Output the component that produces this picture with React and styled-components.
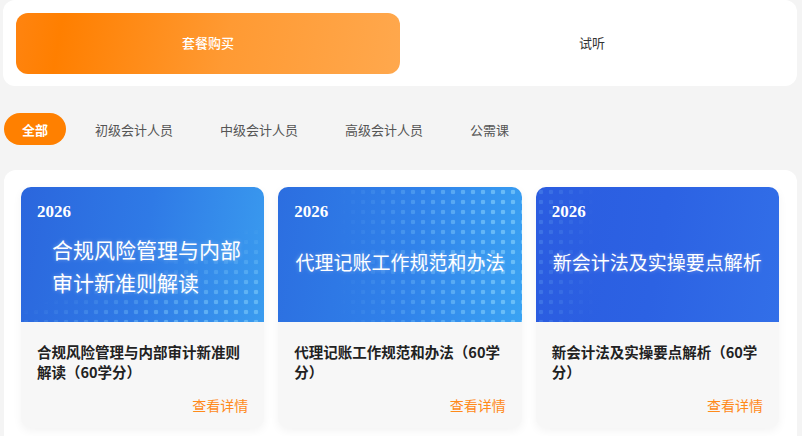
import React from "react";
import styled, { createGlobalStyle } from "styled-components";

const Global = createGlobalStyle`
  html, body { margin: 0; padding: 0; background: #f4f4f4; }
  body { font-family: "Noto Sans CJK SC", "Noto Sans", sans-serif; }
  * { box-sizing: border-box; }
`;

const Page = styled.div`
  padding: 0 5px 0 3px;
  display: flex;
  flex-direction: column;
`;

const TopPanel = styled.div`
  background: #fff;
  border-radius: 12px;
  height: 86px;
  padding: 13px 13px 12px 13px;
  display: grid;
  grid-template-columns: 384px 1fr;
`;

const BuyButton = styled.div`
  border-radius: 12px;
  background: linear-gradient(100deg, #ff8410 0%, #ff7f00 12%, #ff9a33 55%, #ffa84d 100%);
  color: #fff;
  font-size: 13px;
  font-weight: 500;
  display: flex;
  align-items: center;
  justify-content: center;
  padding-bottom: 3px;
`;

const ListenButton = styled.div`
  color: #333;
  font-size: 13px;
  display: flex;
  align-items: center;
  justify-content: center;
  padding-bottom: 3px;
`;

const Tabs = styled.div`
  display: flex;
  gap: 11px;
  margin: 27px 0 0 1px;
  height: 32px;
`;

const Tab = styled.div`
  padding: 0 18px;
  border-radius: 16px;
  display: flex;
  align-items: center;
  font-size: 13px;
  color: ${(p) => (p.$active ? "#fff" : "#555")};
  background: ${(p) => (p.$active ? "#ff8000" : "transparent")};
  font-weight: ${(p) => (p.$active ? 700 : 400)};
`;

const Panel = styled.div`
  margin: 25px 0 0 1px;
  background: #fff;
  border-radius: 12px 12px 0 0;
  padding: 17px 18px 17px 17px;
  display: grid;
  grid-template-columns: repeat(3, 1fr);
  gap: 14px;
`;

const Card = styled.div`
  border-radius: 10px;
  overflow: hidden;
  background: #f7f7f7;
  box-shadow: 0 3px 10px rgba(0, 0, 0, 0.05);
  display: flex;
  flex-direction: column;
`;

const Cover = styled.div`
  position: relative;
  height: 135px;
  background: ${(p) => p.$bg};
  padding: 15px 16px 0 16px;
  color: #fff;
  overflow: hidden;
  &::after {
    content: "";
    position: absolute;
    inset: 0;
    background-image: radial-gradient(circle, rgba(150, 220, 255, 0.55) 2px, transparent 2.6px);
    background-size: 10px 10px;
    -webkit-mask-image: ${(p) => p.$mask};
    mask-image: ${(p) => p.$mask};
    pointer-events: none;
  }
`;

const Year = styled.div`
  position: relative;
  z-index: 1;
  font-family: "Liberation Serif", "DejaVu Serif", serif;
  font-weight: 700;
  font-size: 17px;
  line-height: 20px;
`;

const CoverTitle = styled.div`
  position: relative;
  z-index: 1;
  font-size: ${(p) => p.$size}px;
  line-height: 33px;
  margin-top: ${(p) => p.$top}px;
  padding-left: ${(p) => p.$indent}px;
  text-align: ${(p) => p.$align};
  white-space: nowrap;
  text-shadow: 0 0 4px rgba(255, 255, 255, 0.35);
`;

const Body = styled.div`
  height: 106px;
  padding: 20px 16px 14px 16px;
  display: flex;
  flex-direction: column;
`;

const Name = styled.div`
  font-size: 14.5px;
  font-weight: 700;
  color: #222;
  line-height: 20px;
`;

const Detail = styled.div`
  margin-top: auto;
  align-self: flex-end;
  color: #ff8a1a;
  font-size: 14px;
  line-height: 18px;
`;

const tabs = ["全部", "初级会计人员", "中级会计人员", "高级会计人员", "公需课"];

const cards = [
  {
    lines: ["合规风险管理与内部", "审计新准则解读"],
    size: 21,
    top: 11,
    indent: 15,
    align: "left",
    bg: "linear-gradient(100deg, #2b66dd 0%, #2f7ae6 50%, #3a9cef 100%)",
    mask: "linear-gradient(160deg, transparent 55%, rgba(0,0,0,0.8) 85%)",
    name: "合规风险管理与内部审计新准则解读（60学分）",
  },
  {
    lines: ["代理记账工作规范和办法"],
    size: 19,
    top: 23,
    indent: 0,
    align: "center",
    bg: "linear-gradient(100deg, #2c6ee0 0%, #3082ea 55%, #3aa3f3 100%)",
    mask: "linear-gradient(90deg, transparent 25%, rgba(0,0,0,0.95) 90%)",
    name: "代理记账工作规范和办法（60学分）",
  },
  {
    lines: ["新会计法及实操要点解析"],
    size: 19,
    top: 23,
    indent: 0,
    align: "center",
    bg: "linear-gradient(100deg, #2b5ce0 0%, #2c62e3 50%, #326fe8 100%)",
    mask: "linear-gradient(90deg, rgba(0,0,0,0.35) 0%, transparent 25%)",
    name: "新会计法及实操要点解析（60学分）",
  },
];

export default function App() {
  return (
    <>
      <Global />
      <Page>
        <TopPanel>
          <BuyButton>套餐购买</BuyButton>
          <ListenButton>试听</ListenButton>
        </TopPanel>
        <Tabs>
          {tabs.map((t, i) => (
            <Tab key={t} $active={i === 0}>
              {t}
            </Tab>
          ))}
        </Tabs>
        <Panel>
          {cards.map((c) => (
            <Card key={c.name}>
              <Cover $bg={c.bg} $mask={c.mask}>
                <Year>2026</Year>
                <CoverTitle
                  $size={c.size}
                  $top={c.top}
                  $indent={c.indent}
                  $align={c.align}
                >
                  {c.lines.map((l) => (
                    <div key={l}>{l}</div>
                  ))}
                </CoverTitle>
              </Cover>
              <Body>
                <Name>{c.name}</Name>
                <Detail>查看详情</Detail>
              </Body>
            </Card>
          ))}
        </Panel>
      </Page>
    </>
  );
}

· · · · · · ·

» **DIRECTIONS FOR THIS TASK**
Reproduce the full material exactly, excluding the pictures.

» **RESULT OF THE TASK**
Output the component that produces this picture with React and styled-components.
import React from "react";
import styled, { createGlobalStyle } from "styled-components";

const Global = createGlobalStyle`
  html, body { margin: 0; padding: 0; background: #f4f4f4; }
  body { font-family: "Noto Sans CJK SC", "Noto Sans", sans-serif; }
  * { box-sizing: border-box; }
`;

const Page = styled.div`
  padding: 0 5px 0 3px;
  display: flex;
  flex-direction: column;
`;

const TopPanel = styled.div`
  background: #fff;
  border-radius: 12px;
  height: 86px;
  padding: 13px 13px 12px 13px;
  display: grid;
  grid-template-columns: 384px 1fr;
`;

const BuyButton = styled.div`
  border-radius: 12px;
  background: linear-gradient(100deg, #ff8410 0%, #ff7f00 12%, #ff9a33 55%, #ffa84d 100%);
  color: #fff;
  font-size: 13px;
  font-weight: 500;
  display: flex;
  align-items: center;
  justify-content: center;
  padding-bottom: 3px;
`;

const ListenButton = styled.div`
  color: #333;
  font-size: 13px;
  display: flex;
  align-items: center;
  justify-content: center;
  padding-bottom: 3px;
`;

const Tabs = styled.div`
  display: flex;
  gap: 11px;
  margin: 27px 0 0 1px;
  height: 32px;
`;

const Tab = styled.div`
  padding: 0 18px;
  border-radius: 16px;
  display: flex;
  align-items: center;
  font-size: 13px;
  color: ${(p) => (p.$active ? "#fff" : "#555")};
  background: ${(p) => (p.$active ? "#ff8000" : "transparent")};
  font-weight: ${(p) => (p.$active ? 700 : 400)};
`;

const Panel = styled.div`
  margin: 25px 0 0 1px;
  background: #fff;
  border-radius: 12px 12px 0 0;
  padding: 17px 18px 17px 17px;
  display: grid;
  grid-template-columns: repeat(3, 1fr);
  gap: 14px;
`;

const Card = styled.div`
  border-radius: 10px;
  overflow: hidden;
  background: #f7f7f7;
  box-shadow: 0 3px 10px rgba(0, 0, 0, 0.05);
  display: flex;
  flex-direction: column;
`;

const Cover = styled.div`
  position: relative;
  height: 135px;
  background: ${(p) => p.$bg};
  padding: 15px 16px 0 16px;
  color: #fff;
  overflow: hidden;
  &::after {
    content: "";
    position: absolute;
    inset: 0;
    background-image: radial-gradient(circle, rgba(150, 220, 255, 0.55) 2px, transparent 2.6px);
    background-size: 10px 10px;
    -webkit-mask-image: ${(p) => p.$mask};
    mask-image: ${(p) => p.$mask};
    pointer-events: none;
  }
`;

const Year = styled.div`
  position: relative;
  z-index: 1;
  font-family: "Liberation Serif", "DejaVu Serif", serif;
  font-weight: 700;
  font-size: 17px;
  line-height: 20px;
`;

const CoverTitle = styled.div`
  position: relative;
  z-index: 1;
  font-size: ${(p) => p.$size}px;
  line-height: 33px;
  margin-top: ${(p) => p.$top}px;
  padding-left: ${(p) => p.$indent}px;
  text-align: ${(p) => p.$align};
  white-space: nowrap;
  text-shadow: 0 0 4px rgba(255, 255, 255, 0.35);
`;

const Body = styled.div`
  height: 106px;
  padding: 20px 16px 14px 16px;
  display: flex;
  flex-direction: column;
`;

const Name = styled.div`
  font-size: 14.5px;
  font-weight: 700;
  color: #222;
  line-height: 20px;
`;

const Detail = styled.div`
  margin-top: auto;
  align-self: flex-end;
  color: #ff8a1a;
  font-size: 14px;
  line-height: 18px;
`;

const tabs = ["全部", "初级会计人员", "中级会计人员", "高级会计人员", "公需课"];

const cards = [
  {
    lines: ["合规风险管理与内部", "审计新准则解读"],
    size: 21,
    top: 11,
    indent: 15,
    align: "left",
    bg: "linear-gradient(100deg, #2b66dd 0%, #2f7ae6 50%, #3a9cef 100%)",
    mask: "linear-gradient(160deg, transparent 55%, rgba(0,0,0,0.8) 85%)",
    name: "合规风险管理与内部审计新准则解读（60学分）",
  },
  {
    lines: ["代理记账工作规范和办法"],
    size: 19,
    top: 23,
    indent: 0,
    align: "center",
    bg: "linear-gradient(100deg, #2c6ee0 0%, #3082ea 55%, #3aa3f3 100%)",
    mask: "linear-gradient(90deg, transparent 25%, rgba(0,0,0,0.95) 90%)",
    name: "代理记账工作规范和办法（60学分）",
  },
  {
    lines: ["新会计法及实操要点解析"],
    size: 19,
    top: 23,
    indent: 0,
    align: "center",
    bg: "linear-gradient(100deg, #2b5ce0 0%, #2c62e3 50%, #326fe8 100%)",
    mask: "linear-gradient(90deg, rgba(0,0,0,0.35) 0%, transparent 25%)",
    name: "新会计法及实操要点解析（60学分）",
  },
];

export default function App() {
  return (
    <>
      <Global />
      <Page>
        <TopPanel>
          <BuyButton>套餐购买</BuyButton>
          <ListenButton>试听</ListenButton>
        </TopPanel>
        <Tabs>
          {tabs.map((t, i) => (
            <Tab key={t} $active={i === 0}>
              {t}
            </Tab>
          ))}
        </Tabs>
        <Panel>
          {cards.map((c) => (
            <Card key={c.name}>
              <Cover $bg={c.bg} $mask={c.mask}>
                <Year>2026</Year>
                <CoverTitle
                  $size={c.size}
                  $top={c.top}
                  $indent={c.indent}
                  $align={c.align}
                >
                  {c.lines.map((l) => (
                    <div key={l}>{l}</div>
                  ))}
                </CoverTitle>
              </Cover>
              <Body>
                <Name>{c.name}</Name>
                <Detail>查看详情</Detail>
              </Body>
            </Card>
          ))}
        </Panel>
      </Page>
    </>
  );
}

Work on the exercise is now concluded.